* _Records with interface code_
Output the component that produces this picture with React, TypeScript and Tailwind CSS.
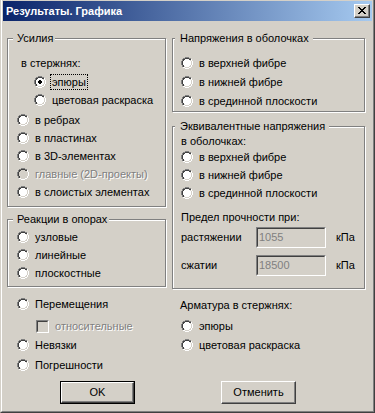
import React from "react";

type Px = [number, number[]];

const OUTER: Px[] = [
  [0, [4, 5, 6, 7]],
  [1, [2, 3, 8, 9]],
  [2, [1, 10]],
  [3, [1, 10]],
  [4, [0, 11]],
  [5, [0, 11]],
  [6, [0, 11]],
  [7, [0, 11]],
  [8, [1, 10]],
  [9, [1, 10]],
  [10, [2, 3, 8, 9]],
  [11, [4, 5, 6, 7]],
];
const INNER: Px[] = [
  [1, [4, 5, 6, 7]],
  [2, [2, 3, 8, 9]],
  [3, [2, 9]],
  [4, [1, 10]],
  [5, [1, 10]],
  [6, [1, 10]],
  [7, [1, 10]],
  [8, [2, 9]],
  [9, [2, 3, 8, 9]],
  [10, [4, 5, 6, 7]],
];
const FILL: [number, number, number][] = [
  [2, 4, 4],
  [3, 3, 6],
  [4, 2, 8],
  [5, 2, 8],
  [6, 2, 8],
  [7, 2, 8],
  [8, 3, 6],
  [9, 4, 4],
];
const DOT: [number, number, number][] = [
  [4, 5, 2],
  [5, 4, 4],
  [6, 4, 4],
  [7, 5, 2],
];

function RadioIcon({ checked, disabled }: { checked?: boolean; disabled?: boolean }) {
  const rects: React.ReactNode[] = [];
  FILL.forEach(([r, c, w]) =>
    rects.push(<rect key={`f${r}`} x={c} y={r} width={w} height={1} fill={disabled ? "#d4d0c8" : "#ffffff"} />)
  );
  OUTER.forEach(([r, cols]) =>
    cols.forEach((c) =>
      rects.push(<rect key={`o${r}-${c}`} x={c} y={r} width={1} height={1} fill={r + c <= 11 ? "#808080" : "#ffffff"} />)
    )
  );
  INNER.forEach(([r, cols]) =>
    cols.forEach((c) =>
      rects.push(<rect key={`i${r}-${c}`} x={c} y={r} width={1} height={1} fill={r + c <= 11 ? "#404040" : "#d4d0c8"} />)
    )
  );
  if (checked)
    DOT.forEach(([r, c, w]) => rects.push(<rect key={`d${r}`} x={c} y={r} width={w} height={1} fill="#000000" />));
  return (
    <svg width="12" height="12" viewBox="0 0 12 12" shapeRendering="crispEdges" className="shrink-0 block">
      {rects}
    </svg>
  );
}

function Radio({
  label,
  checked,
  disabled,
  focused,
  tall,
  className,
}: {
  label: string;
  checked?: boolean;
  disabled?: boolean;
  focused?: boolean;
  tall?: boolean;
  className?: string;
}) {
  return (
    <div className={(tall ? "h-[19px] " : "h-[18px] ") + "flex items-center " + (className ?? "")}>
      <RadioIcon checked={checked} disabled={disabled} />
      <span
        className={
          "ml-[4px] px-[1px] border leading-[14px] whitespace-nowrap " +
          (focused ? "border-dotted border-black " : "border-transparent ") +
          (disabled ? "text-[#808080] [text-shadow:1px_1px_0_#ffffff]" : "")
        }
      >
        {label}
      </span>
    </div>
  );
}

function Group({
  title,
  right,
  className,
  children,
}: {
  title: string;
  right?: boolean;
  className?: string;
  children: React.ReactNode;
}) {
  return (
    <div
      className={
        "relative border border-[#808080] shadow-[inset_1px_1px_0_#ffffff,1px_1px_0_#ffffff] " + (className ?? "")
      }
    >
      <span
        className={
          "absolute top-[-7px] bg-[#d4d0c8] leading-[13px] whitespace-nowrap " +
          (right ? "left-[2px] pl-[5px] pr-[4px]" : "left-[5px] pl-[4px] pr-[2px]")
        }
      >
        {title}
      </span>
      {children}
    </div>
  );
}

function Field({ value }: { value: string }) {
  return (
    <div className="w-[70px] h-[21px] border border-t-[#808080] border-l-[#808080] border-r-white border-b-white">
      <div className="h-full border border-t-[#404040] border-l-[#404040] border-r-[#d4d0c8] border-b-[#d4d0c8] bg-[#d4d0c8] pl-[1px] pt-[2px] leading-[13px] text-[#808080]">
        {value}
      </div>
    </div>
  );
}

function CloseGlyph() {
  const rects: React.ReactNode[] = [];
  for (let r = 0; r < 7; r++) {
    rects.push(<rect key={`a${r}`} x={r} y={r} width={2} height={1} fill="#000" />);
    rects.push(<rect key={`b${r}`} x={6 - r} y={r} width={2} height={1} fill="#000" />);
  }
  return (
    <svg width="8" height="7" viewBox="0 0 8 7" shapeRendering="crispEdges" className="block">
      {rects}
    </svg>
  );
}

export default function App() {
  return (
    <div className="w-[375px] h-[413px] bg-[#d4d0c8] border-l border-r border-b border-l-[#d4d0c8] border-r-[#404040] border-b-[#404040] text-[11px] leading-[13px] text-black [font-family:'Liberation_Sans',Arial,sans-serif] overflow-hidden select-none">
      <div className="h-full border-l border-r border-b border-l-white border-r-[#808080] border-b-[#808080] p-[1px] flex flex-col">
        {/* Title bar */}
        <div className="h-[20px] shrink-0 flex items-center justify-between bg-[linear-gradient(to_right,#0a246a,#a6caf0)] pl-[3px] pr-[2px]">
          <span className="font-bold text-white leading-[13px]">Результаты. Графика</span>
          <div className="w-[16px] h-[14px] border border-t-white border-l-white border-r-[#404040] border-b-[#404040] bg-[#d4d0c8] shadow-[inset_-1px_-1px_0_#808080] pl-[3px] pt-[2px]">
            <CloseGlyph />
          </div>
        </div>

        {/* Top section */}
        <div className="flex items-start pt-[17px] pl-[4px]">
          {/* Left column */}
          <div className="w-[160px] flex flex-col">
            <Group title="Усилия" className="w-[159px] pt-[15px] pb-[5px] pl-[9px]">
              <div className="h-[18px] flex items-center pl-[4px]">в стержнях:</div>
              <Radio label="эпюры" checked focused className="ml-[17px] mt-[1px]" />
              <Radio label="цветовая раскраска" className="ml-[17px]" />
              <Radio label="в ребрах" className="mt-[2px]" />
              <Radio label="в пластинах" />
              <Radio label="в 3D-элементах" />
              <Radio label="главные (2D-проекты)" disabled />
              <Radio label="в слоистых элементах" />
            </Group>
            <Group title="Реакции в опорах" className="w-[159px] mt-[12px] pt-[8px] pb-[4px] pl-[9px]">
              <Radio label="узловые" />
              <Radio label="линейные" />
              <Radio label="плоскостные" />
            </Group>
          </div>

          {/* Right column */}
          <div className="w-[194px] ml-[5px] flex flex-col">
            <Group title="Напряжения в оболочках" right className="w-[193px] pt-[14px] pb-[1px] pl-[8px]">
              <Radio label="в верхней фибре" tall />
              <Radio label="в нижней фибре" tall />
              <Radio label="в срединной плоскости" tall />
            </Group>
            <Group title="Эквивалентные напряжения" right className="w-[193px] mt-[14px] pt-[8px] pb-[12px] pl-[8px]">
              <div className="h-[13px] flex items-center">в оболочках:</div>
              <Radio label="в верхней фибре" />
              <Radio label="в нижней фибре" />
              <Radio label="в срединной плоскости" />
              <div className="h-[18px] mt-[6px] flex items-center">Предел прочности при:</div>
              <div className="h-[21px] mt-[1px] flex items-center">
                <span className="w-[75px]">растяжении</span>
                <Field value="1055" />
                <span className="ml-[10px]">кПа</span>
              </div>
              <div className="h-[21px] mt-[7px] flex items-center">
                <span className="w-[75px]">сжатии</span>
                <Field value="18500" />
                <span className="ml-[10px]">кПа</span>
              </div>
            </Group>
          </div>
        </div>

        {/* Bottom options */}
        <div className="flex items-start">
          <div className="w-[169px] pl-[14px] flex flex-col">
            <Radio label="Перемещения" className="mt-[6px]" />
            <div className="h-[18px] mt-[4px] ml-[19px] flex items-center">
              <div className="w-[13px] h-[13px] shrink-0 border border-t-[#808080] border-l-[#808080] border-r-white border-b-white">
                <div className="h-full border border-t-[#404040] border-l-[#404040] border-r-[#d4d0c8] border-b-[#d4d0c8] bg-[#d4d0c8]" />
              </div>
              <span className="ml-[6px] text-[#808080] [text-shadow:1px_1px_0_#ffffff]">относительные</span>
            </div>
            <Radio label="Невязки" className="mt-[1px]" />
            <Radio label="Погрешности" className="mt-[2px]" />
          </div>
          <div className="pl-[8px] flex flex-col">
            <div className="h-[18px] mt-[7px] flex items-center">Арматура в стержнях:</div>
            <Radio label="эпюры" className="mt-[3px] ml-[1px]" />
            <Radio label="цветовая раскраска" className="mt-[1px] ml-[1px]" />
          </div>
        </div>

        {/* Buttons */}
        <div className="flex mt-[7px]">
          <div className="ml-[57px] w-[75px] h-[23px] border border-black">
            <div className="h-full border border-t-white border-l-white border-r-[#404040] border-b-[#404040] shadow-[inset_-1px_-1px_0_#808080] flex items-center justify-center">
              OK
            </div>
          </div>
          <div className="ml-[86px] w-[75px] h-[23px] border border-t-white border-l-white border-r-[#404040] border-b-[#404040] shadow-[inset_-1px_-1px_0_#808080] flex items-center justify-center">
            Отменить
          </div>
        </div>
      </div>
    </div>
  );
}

==

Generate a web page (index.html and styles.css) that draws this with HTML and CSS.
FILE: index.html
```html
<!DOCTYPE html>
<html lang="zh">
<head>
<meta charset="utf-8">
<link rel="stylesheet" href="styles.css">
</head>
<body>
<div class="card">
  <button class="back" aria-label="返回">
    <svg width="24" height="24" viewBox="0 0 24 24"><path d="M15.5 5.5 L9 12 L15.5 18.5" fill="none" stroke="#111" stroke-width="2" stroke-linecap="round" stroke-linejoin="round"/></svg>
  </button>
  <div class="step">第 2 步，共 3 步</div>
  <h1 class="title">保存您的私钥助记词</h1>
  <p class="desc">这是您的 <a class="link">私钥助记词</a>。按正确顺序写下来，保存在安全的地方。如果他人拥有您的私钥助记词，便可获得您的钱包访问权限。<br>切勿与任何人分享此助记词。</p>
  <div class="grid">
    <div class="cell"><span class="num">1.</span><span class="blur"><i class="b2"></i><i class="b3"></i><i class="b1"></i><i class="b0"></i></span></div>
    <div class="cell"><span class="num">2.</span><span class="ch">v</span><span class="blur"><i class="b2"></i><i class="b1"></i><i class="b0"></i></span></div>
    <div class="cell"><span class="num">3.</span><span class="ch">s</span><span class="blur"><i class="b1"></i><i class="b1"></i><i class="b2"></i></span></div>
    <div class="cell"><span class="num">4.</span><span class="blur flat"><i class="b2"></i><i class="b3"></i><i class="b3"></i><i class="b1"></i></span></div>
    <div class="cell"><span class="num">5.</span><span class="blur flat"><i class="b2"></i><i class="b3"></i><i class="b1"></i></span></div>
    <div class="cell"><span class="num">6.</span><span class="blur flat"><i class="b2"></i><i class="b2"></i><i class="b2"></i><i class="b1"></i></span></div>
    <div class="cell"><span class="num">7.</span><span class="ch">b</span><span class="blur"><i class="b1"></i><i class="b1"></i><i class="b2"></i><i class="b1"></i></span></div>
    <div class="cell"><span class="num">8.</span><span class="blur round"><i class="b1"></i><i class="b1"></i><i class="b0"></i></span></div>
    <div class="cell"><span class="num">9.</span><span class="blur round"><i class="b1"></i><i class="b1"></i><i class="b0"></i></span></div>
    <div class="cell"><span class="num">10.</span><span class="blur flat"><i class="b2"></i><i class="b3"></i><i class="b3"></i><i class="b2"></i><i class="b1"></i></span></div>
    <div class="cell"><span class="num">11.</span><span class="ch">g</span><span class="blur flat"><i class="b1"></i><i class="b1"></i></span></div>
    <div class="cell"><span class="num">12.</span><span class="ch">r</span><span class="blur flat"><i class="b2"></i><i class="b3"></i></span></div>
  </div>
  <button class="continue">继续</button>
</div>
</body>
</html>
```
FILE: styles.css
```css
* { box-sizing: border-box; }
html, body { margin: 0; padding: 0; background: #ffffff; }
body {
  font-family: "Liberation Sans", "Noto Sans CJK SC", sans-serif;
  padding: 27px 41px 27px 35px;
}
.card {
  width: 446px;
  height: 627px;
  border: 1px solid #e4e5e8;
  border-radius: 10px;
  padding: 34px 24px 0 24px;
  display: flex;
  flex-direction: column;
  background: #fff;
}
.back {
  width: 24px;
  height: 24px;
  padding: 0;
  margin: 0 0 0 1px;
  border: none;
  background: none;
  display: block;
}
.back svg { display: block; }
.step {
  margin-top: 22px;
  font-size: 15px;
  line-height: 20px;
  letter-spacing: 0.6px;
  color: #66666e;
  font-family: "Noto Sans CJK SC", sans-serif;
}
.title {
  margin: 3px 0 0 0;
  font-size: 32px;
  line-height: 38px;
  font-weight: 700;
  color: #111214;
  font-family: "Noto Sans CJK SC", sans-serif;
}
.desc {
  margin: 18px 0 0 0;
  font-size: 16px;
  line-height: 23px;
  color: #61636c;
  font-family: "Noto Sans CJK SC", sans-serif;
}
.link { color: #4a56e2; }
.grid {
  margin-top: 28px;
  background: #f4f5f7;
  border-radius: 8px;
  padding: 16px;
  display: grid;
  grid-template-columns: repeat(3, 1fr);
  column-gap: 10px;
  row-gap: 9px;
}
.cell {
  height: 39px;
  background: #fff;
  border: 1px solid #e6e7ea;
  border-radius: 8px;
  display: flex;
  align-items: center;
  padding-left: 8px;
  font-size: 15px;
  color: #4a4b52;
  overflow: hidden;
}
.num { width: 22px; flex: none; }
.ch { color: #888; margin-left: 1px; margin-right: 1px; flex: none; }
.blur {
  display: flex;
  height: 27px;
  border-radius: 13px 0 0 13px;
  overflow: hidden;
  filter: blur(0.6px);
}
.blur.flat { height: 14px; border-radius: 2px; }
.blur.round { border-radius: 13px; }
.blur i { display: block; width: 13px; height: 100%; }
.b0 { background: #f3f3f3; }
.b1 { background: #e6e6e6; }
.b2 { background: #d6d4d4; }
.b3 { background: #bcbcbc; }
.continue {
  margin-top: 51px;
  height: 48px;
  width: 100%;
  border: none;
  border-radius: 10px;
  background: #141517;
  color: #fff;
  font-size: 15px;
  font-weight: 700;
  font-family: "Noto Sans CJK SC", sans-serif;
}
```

* _WORK REQUIRED_
Omit all pictures and repeat exactly the lines from the one containing "Output the component" through the one containing "type Px = [number, number[]];", ends included, with nothing added.

* _COMPLETED TASK_
Output the component that produces this picture with React, TypeScript and Tailwind CSS.
import React from "react";

type Px = [number, number[]];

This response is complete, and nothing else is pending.